ShapeUP: Scalable Image-Conditioned 3D Editing
Inbar Gat, Dana Cohen-Bar, Guy Levy, Elad Richardson, Daniel Cohen-Or
TL;DR
ShapeUP tackles the challenge of editing 3D assets while preserving identity and consistency by reframing edits as supervised latent-to-latent translations inside a native 3D diffusion backbone. It decouples geometry and texture into a two-stage pipeline conditioned on the source shape and an edited image, using LoRA-based conditioning and a data-driven approach that incorporates Distant Frames in Motion (DFM) to enable global edits.

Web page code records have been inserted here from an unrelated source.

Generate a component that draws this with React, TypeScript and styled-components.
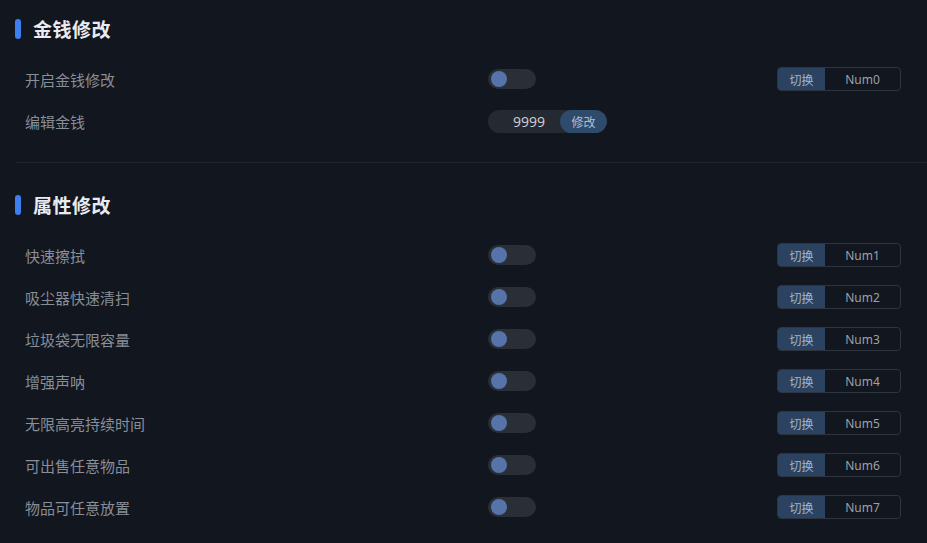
import React from "react";
import styled, { createGlobalStyle } from "styled-components";

const GlobalStyle = createGlobalStyle`
  html, body {
    margin: 0;
    padding: 0;
    background: #12161f;
  }
  body {
    font-family: "Noto Sans CJK SC", "Noto Sans", sans-serif;
  }
`;

const Page = styled.div`
  width: 927px;
  height: 543px;
  overflow: hidden;
  background: #12161f;
  box-sizing: border-box;
`;

const Section = styled.section<{ $top: number; $bottom: number }>`
  padding-top: ${(p) => p.$top}px;
  padding-bottom: ${(p) => p.$bottom}px;
`;

const Header = styled.div`
  display: flex;
  align-items: center;
  gap: 12px;
  height: 36px;
  padding-left: 15px;
  margin-bottom: 12px;
`;

const Bar = styled.span`
  width: 6px;
  height: 20px;
  margin-top: 2px;
  border-radius: 3px;
  background: #3d7ef0;
`;

const Title = styled.h2`
  margin: 0;
  font-size: 19px;
  font-weight: 700;
  color: #e8ebf0;
  letter-spacing: 0.5px;
`;

const Divider = styled.div`
  height: 1px;
  margin-left: 16px;
  background: #1f242e;
`;

const Row = styled.div`
  display: grid;
  grid-template-columns: 463px 1fr auto;
  align-items: center;
  height: 42px;
  padding: 0 26px 0 25px;
`;

const Label = styled.span`
  font-size: 15px;
  color: #898e97;
`;

const Toggle = styled.div`
  position: relative;
  width: 48px;
  height: 20px;
  border-radius: 10px;
  background: #2a2e37;
`;

const Knob = styled.span`
  position: absolute;
  top: 2px;
  left: 3px;
  width: 16px;
  height: 16px;
  border-radius: 50%;
  background: #5674aa;
`;

const MoneyBox = styled.div`
  display: flex;
  align-items: center;
  width: 119px;
  height: 23px;
  border-radius: 12px;
  background: #252932;
  overflow: hidden;
`;

const MoneyValue = styled.span`
  flex: 1;
  text-align: center;
  font-family: "Noto Sans", sans-serif;
  font-size: 14px;
  color: #c8cbd1;
  padding-left: 10px;
`;

const MoneyButton = styled.button`
  height: 100%;
  width: 47px;
  border: none;
  border-radius: 12px;
  background: #2e4b6c;
  color: #aebfd4;
  font-family: inherit;
  font-size: 12px;
  padding: 0;
`;

const Hotkey = styled.div`
  display: flex;
  width: 124px;
  height: 24px;
  box-sizing: border-box;
  border: 1px solid #2e3541;
  border-radius: 4px;
  overflow: hidden;
`;

const HotkeyAction = styled.span`
  display: flex;
  align-items: center;
  justify-content: center;
  width: 47px;
  background: #2b4360;
  color: #a6b5c7;
  font-size: 12px;
`;

const HotkeyKey = styled.span`
  flex: 1;
  display: flex;
  align-items: center;
  justify-content: center;
  color: #9ba1aa;
  font-family: "Noto Sans", sans-serif;
  font-size: 12px;
`;

const attrs = [
  "快速擦拭",
  "吸尘器快速清扫",
  "垃圾袋无限容量",
  "增强声呐",
  "无限高亮持续时间",
  "可出售任意物品",
  "物品可任意放置",
];

const Switch = () => (
  <Toggle>
    <Knob />
  </Toggle>
);

const Key = ({ k }: { k: string }) => (
  <Hotkey>
    <HotkeyAction>切换</HotkeyAction>
    <HotkeyKey>{k}</HotkeyKey>
  </Hotkey>
);

export default function App() {
  return (
    <Page>
      <GlobalStyle />
      <Section $top={10} $bottom={20}>
        <Header>
          <Bar />
          <Title>金钱修改</Title>
        </Header>
        <Row>
          <Label>开启金钱修改</Label>
          <Switch />
          <Key k="Num0" />
        </Row>
        <Row>
          <Label>编辑金钱</Label>
          <MoneyBox>
            <MoneyValue>9999</MoneyValue>
            <MoneyButton>修改</MoneyButton>
          </MoneyBox>
          <span />
        </Row>
      </Section>
      <Divider />
      <Section $top={23} $bottom={0}>
        <Header>
          <Bar />
          <Title>属性修改</Title>
        </Header>
        {attrs.map((name, i) => (
          <Row key={name}>
            <Label>{name}</Label>
            <Switch />
            <Key k={`Num${i + 1}`} />
          </Row>
        ))}
      </Section>
    </Page>
  );
}
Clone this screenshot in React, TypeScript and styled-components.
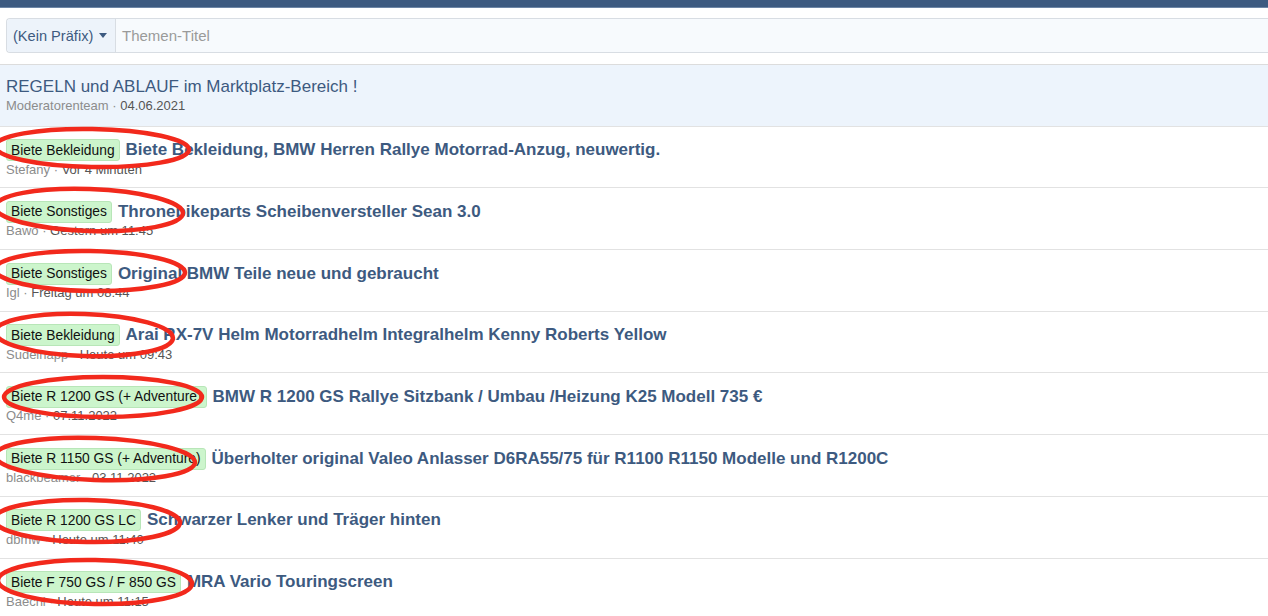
import styled, { createGlobalStyle } from 'styled-components';

const GlobalStyle = createGlobalStyle`
  body {
    margin: 0;
    background: #fff;
    font-family: "Liberation Sans", Arial, Helvetica, sans-serif;
    color: #141414;
  }
`;

const Page = styled.div`
  width: 1268px;
  height: 616px;
  overflow: hidden;
`;

const TopBar = styled.div`
  height: 7px;
  background: #3d5a80;
  border-bottom: 1px solid #6d86a6;
`;

const QuickForm = styled.div`
  margin: 10px 0 0 6px;
  height: 33px;
  display: flex;
  border: 1px solid #d8dde3;
  border-right: none;
  border-radius: 4px 0 0 4px;
  background: #f7fafd;
`;

const PrefixButton = styled.div`
  width: 109px;
  display: flex;
  align-items: center;
  gap: 6px;
  padding-left: 6px;
  box-sizing: border-box;
  background: #edf3fa;
  border-right: 1px solid #d8dde3;
  border-radius: 4px 0 0 4px;
  color: #3d5a80;
  font-size: 14.6px;
  white-space: nowrap;
`;

const Caret = styled.span`
  width: 0;
  height: 0;
  border-left: 4px solid transparent;
  border-right: 4px solid transparent;
  border-top: 5px solid #3d5a80;
`;

const TitleInput = styled.div`
  display: flex;
  align-items: center;
  padding-left: 6px;
  color: #9a9a9a;
  font-size: 15px;
`;

const List = styled.div`
  margin-top: 11px;
  border-top: 1px solid #dcdcdc;
`;

const Row = styled.div<{ $sticky?: boolean }>`
  position: relative;
  height: 61.7px;
  box-sizing: border-box;
  padding: ${(p) => (p.$sticky ? '10px 6px 0' : '12px 6px 0')};
  border-bottom: 1px solid #e2e2e2;
  background: ${(p) => (p.$sticky ? '#edf4fc' : '#fff')};
  display: flex;
  flex-direction: column;
`;

const TitleLine = styled.div`
  display: flex;
  align-items: center;
  height: 23px;
`;

const Label = styled.span`
  display: inline-flex;
  align-items: center;
  height: 20px;
  padding: 0 4px;
  margin-right: 6px;
  border: 1px solid #b8e6b8;
  border-radius: 3px;
  background: #ccf5cc;
  color: #111;
  font-size: 13.8px;
  white-space: nowrap;
`;

const ThreadTitle = styled.span<{ $sticky?: boolean }>`
  color: #3d5a80;
  font-size: 17px;
  font-weight: ${(p) => (p.$sticky ? 400 : 700)};
  white-space: nowrap;
`;

const Meta = styled.div`
  font-size: 13px;
  color: #8c8c8c;
  margin-top: 0;
`;

const MetaDate = styled.span`
  color: #555;
`;

const Mark = styled.svg`
  position: absolute;
  left: -10px;
  top: 0;
  overflow: visible;
  pointer-events: none;
`;

interface IThread {
  label: string;
  title: string;
  user: string;
  date: string;
  mark: { cx: number; cy: number; rx: number; ry: number; rot: number };
}

const threads: IThread[] = [
  { label: 'Biete Bekleidung', title: 'Biete Bekleidung, BMW Herren Rallye Motorrad-Anzug, neuwertig.', user: 'Stefany', date: 'Vor 4 Minuten', mark: { cx: 92, cy: 21, rx: 97, ry: 19, rot: 1 } },
  { label: 'Biete Sonstiges', title: 'Thronebikeparts Scheibenversteller Sean 3.0', user: 'Bawo', date: 'Gestern um 11:45', mark: { cx: 89, cy: 22, rx: 94, ry: 21, rot: 2 } },
  { label: 'Biete Sonstiges', title: 'Original BMW Teile neue und gebraucht', user: 'Igl', date: 'Freitag um 08:44', mark: { cx: 90, cy: 21, rx: 95, ry: 20, rot: 1 } },
  { label: 'Biete Bekleidung', title: 'Arai RX-7V Helm Motorradhelm Integralhelm Kenny Roberts Yellow', user: 'Sudelnapp', date: 'Heute um 09:43', mark: { cx: 84, cy: 23, rx: 89, ry: 21, rot: 2 } },
  { label: 'Biete R 1200 GS (+ Adventure)', title: 'BMW R 1200 GS Rallye Sitzbank / Umbau /Heizung K25 Modell 735 €', user: 'Q4me', date: '07.11.2022', mark: { cx: 103, cy: 24, rx: 99, ry: 20, rot: 0 } },
  { label: 'Biete R 1150 GS (+ Adventure)', title: 'Überholter original Valeo Anlasser D6RA55/75 für R1100 R1150 Modelle und R1200C', user: 'blackbeamer', date: '03.11.2022', mark: { cx: 95, cy: 24, rx: 100, ry: 21, rot: 2 } },
  { label: 'Biete R 1200 GS LC', title: 'Schwarzer Lenker und Träger hinten', user: 'dbmw', date: 'Heute um 11:40', mark: { cx: 87, cy: 24, rx: 93, ry: 21, rot: 1 } },
  { label: 'Biete F 750 GS / F 850 GS', title: 'MRA Vario Touringscreen', user: 'Baechi', date: 'Heute um 11:15', mark: { cx: 95, cy: 23, rx: 97, ry: 22, rot: 1 } },
];

function Ellipse({ mark }: { mark: IThread['mark'] }) {
  return (
    <Mark width={260} height={70}>
      <ellipse
        cx={mark.cx + 10}
        cy={mark.cy}
        rx={mark.rx}
        ry={mark.ry}
        transform={`rotate(${mark.rot} ${mark.cx + 10} ${mark.cy})`}
        fill="none"
        stroke="#f2291c"
        strokeWidth={4.5}
      />
    </Mark>
  );
}

function App() {
  return (
    <Page>
      <GlobalStyle />
      <TopBar />
      <QuickForm>
        <PrefixButton>
          (Kein Präfix) <Caret />
        </PrefixButton>
        <TitleInput>Themen-Titel</TitleInput>
      </QuickForm>
      <List>
        <Row $sticky>
          <TitleLine>
            <ThreadTitle $sticky>REGELN und ABLAUF im Marktplatz-Bereich !</ThreadTitle>
          </TitleLine>
          <Meta>
            Moderatorenteam · <MetaDate>04.06.2021</MetaDate>
          </Meta>
        </Row>
        {threads.map((t, i) => (
          <Row key={i}>
            <TitleLine>
              <Label>{t.label}</Label>
              <ThreadTitle>{t.title}</ThreadTitle>
            </TitleLine>
            <Meta>
              {t.user} · <MetaDate>{t.date}</MetaDate>
            </Meta>
            <Ellipse mark={t.mark} />
          </Row>
        ))}
      </List>
    </Page>
  );
}

export default App;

A new synthetic dataset and a dedicated benchmark enable evaluation of global and local edits, with ablations showing the benefits of 1024 latent tokens and DFM data for identity preservation and pose changes. The results indicate ShapeUP achieves superior edit fidelity and occluded-region preservation compared to training-free and learned baselines, offering a scalable path for native 3D content editing without optimization or explicit masks.
Abstract
Recent advancements in 3D foundation models have enabled the generation of high-fidelity assets, yet precise 3D manipulation remains a significant challenge. Existing 3D editing frameworks often face a difficult trade-off between visual controllability, geometric consistency, and scalability. Specifically, optimization-based methods are prohibitively slow, multi-view 2D propagation techniques suffer from visual drift, and training-free latent manipulation methods are inherently bound by frozen priors and cannot directly benefit from scaling. In this work, we present ShapeUP, a scalable, image-conditioned 3D editing framework that formulates editing as a supervised latent-to-latent translation within a native 3D representation. This formulation allows ShapeUP to build on a pretrained 3D foundation model, leveraging its strong generative prior while adapting it to editing through supervised training. In practice, ShapeUP is trained on triplets consisting of a source 3D shape, an edited 2D image, and the corresponding edited 3D shape, and learns a direct mapping using a 3D Diffusion Transformer (DiT). This image-as-prompt approach enables fine-grained visual control over both local and global edits and achieves implicit, mask-free localization, while maintaining strict structural consistency with the original asset. Our extensive evaluations demonstrate that ShapeUP consistently outperforms current trained and training-free baselines in both identity preservation and edit fidelity, offering a robust and scalable paradigm for native 3D content creation.